We were standing there, looking at posters, when I felt a tug at my sleeve. "Dad," said the Jawa, nodding toward his teacher, who I already knew from the years before I went underground.

He also wanted to show us his projects, the fruits of all that nagging, fighting and negotiating. There was the previously mentioned origami project, the video games, a Bar Mitzvah blog (I wonder where he got that idea?), the vignette he wrote that one day when we were in Napa. It was all there.

There, too, was a subtle shift in the way our son relates to his teachers. In the early years, the teachers were all substitute moms, except for Ms. Hawley, his kindergarten teacher, who was a substitute grandma.

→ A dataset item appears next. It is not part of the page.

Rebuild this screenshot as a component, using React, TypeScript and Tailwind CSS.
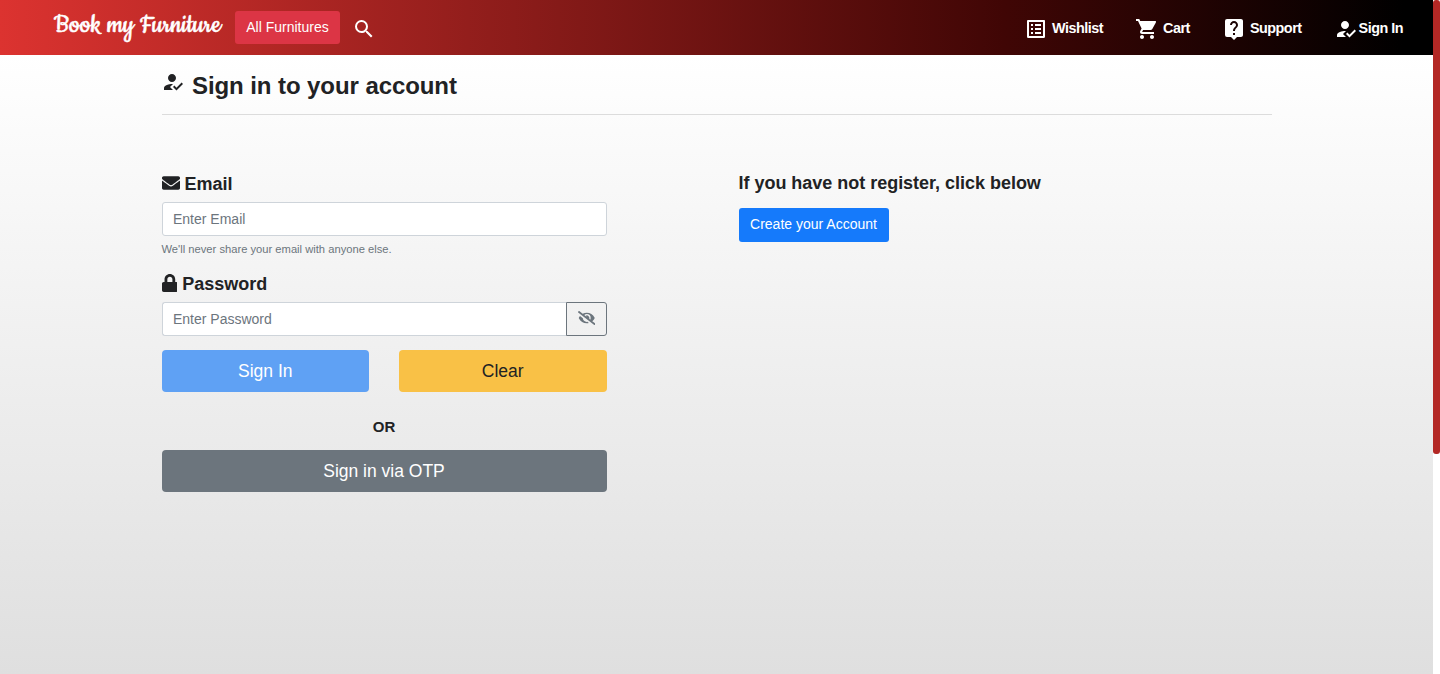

Now we see him interacting with teachers not as if they were peers, but more like they're supervisors than mommies. He may as well be saying, "Mom, Dad, this is Mr. Gottheiner, my boss."

We have one more Brandeis open house. After next year, it'll be on to some as-yet unnamed high school, admission to which may be worthy of a separate blog all on its own. All of the good and bad will we will have built up during nine years at the same school will vanish, leaving space for replacement good and bad will.
But that experience will not be like the one we are now closing up. Our next-longest commitment to a school will be four years, and I’m guessing that the first day of freshman homeroom won’t involve a bunch of parents standing around talking until well after the tardy bell. Nor will we all later convene at Krispy Kreme to do a post-mortem on the first day of school.

Open house will be different. The Jawa’s present teachers, whether they’ve met us or not, have seen us around for the past eight years. His high school teachers won’t know us from the man on the moon, unless, in my case, they’re big fans of fluffy local real estate writing.

That doesn’t mean they won’t seek us out, from across a crowded room, to tell us something great about our child, something we don’t know that will make us appreciate him in a new way. It’s been done before, but there’s nothing that says it can’t be done again.